* _WHAT YOU NEED TO DO_: Retype the lines beneath this one, from the first through the line containing "import React from". Pictures are left out.

* start SOURCE MATERIAL *

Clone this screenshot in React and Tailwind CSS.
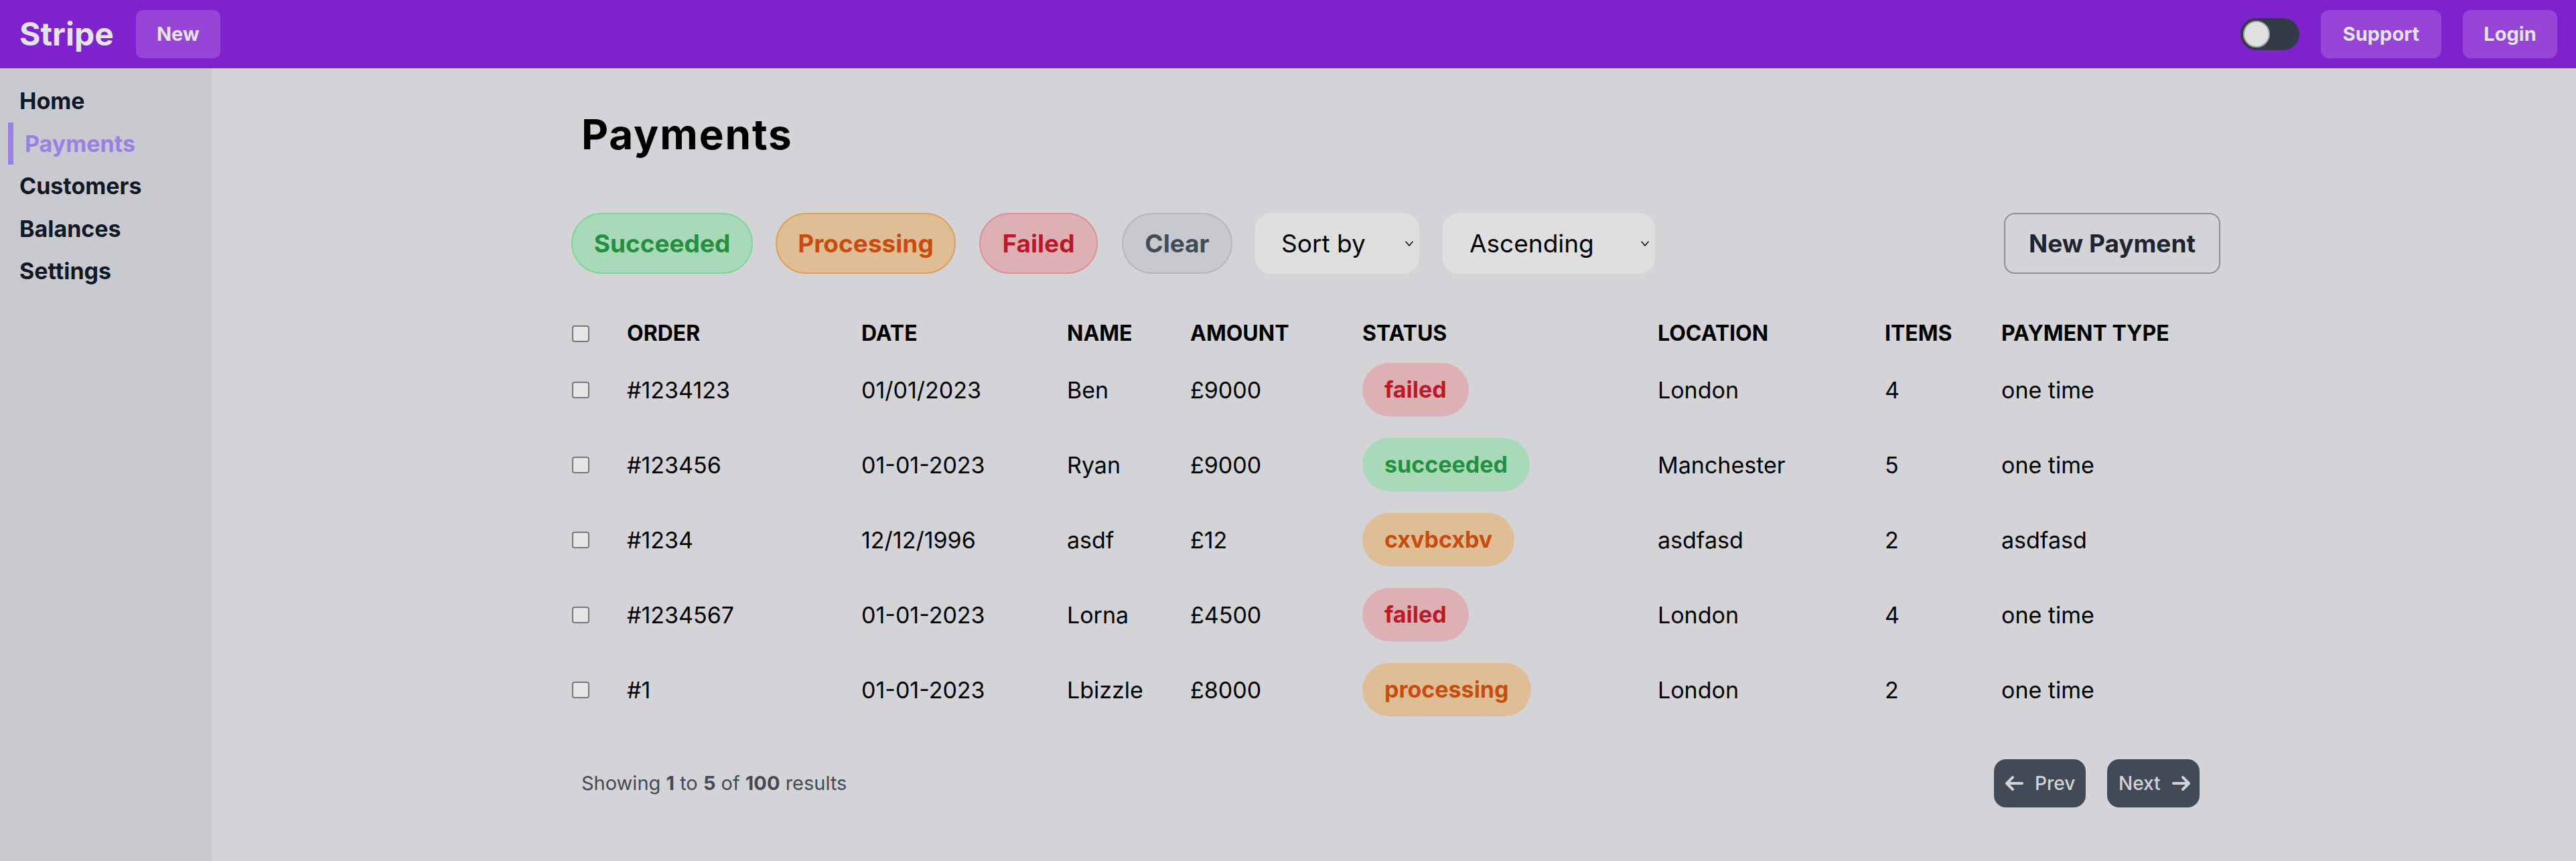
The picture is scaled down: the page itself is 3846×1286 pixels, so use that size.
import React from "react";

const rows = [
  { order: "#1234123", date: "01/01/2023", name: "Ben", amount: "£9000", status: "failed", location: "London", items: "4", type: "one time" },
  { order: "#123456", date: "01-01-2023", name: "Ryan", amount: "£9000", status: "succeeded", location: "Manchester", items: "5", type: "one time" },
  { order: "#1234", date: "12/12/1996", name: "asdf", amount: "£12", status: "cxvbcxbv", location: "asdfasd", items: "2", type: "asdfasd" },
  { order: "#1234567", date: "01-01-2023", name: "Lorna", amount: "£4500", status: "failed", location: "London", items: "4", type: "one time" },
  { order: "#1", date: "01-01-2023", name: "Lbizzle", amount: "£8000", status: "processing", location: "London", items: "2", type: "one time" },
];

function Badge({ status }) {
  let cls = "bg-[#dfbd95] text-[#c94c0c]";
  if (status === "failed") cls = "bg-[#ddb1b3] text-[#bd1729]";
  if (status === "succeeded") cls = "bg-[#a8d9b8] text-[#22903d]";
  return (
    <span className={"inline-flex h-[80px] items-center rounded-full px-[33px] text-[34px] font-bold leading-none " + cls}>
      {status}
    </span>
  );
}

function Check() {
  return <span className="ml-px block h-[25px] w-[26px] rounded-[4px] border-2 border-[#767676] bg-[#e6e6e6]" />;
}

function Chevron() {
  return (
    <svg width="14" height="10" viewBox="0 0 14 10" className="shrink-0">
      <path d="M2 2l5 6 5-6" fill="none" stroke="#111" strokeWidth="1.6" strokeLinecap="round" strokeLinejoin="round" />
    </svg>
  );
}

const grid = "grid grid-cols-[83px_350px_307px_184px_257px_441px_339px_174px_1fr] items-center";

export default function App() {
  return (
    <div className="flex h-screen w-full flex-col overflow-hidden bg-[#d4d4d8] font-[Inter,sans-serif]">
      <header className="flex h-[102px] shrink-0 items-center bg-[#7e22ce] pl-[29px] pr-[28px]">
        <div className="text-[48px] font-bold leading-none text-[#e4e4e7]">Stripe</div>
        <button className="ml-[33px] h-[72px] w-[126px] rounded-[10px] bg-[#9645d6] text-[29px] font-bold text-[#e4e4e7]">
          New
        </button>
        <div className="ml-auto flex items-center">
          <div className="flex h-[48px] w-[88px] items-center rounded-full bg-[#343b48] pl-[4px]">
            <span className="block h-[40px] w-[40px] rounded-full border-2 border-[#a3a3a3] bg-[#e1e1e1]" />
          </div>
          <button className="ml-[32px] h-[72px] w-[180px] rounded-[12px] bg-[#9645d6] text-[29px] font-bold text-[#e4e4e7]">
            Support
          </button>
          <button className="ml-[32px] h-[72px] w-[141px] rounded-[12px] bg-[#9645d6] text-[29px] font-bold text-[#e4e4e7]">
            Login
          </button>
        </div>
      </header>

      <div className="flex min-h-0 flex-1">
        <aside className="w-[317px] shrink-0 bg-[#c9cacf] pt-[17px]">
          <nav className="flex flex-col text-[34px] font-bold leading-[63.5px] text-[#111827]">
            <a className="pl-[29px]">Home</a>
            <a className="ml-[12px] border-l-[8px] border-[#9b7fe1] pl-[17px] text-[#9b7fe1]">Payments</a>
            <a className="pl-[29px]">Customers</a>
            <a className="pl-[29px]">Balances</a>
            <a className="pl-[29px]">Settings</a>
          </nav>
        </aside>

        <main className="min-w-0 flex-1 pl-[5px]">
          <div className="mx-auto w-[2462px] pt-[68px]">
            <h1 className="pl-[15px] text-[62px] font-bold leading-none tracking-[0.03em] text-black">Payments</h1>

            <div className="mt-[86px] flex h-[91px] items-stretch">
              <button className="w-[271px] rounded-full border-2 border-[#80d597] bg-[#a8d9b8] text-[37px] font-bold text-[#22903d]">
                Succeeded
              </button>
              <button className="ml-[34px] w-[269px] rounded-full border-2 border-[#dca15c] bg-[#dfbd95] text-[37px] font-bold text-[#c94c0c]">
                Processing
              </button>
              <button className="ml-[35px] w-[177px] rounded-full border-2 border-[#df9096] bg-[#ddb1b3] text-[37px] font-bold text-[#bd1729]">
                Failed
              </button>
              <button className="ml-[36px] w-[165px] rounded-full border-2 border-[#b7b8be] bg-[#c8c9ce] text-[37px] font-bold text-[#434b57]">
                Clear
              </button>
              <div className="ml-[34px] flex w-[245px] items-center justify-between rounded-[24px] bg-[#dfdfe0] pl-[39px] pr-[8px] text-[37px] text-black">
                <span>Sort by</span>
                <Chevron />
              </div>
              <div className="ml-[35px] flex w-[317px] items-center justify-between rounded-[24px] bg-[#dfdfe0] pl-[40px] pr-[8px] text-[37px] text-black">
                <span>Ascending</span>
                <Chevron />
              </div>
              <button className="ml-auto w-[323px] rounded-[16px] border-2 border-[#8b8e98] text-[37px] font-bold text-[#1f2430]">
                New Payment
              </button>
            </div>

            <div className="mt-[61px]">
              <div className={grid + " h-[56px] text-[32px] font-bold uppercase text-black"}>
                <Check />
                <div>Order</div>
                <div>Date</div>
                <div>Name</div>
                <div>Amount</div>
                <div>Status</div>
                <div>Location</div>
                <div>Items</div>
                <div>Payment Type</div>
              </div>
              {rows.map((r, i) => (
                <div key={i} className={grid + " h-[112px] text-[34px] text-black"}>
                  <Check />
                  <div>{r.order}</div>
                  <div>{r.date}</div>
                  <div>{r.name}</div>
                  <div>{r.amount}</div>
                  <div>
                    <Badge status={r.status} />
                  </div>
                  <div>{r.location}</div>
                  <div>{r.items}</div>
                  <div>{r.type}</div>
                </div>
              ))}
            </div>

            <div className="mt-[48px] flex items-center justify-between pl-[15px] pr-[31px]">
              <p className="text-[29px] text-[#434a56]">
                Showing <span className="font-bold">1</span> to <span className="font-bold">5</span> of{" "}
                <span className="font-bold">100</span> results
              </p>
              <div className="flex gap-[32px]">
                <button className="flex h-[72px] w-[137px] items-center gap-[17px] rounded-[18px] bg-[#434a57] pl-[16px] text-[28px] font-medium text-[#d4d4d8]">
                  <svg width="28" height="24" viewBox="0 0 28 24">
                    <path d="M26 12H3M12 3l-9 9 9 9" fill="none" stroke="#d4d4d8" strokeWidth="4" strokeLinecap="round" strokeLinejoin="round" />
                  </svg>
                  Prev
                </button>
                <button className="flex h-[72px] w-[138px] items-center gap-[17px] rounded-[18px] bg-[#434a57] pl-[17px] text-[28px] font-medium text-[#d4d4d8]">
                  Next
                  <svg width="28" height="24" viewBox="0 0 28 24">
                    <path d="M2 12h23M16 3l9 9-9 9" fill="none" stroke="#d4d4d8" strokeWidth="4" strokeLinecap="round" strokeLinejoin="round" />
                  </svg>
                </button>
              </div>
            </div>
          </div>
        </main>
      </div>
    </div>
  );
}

* end SOURCE MATERIAL *

* _WRITTEN REPLY_:
Clone this screenshot in React and Tailwind CSS.
The picture is scaled down: the page itself is 3846×1286 pixels, so use that size.
import React from "react";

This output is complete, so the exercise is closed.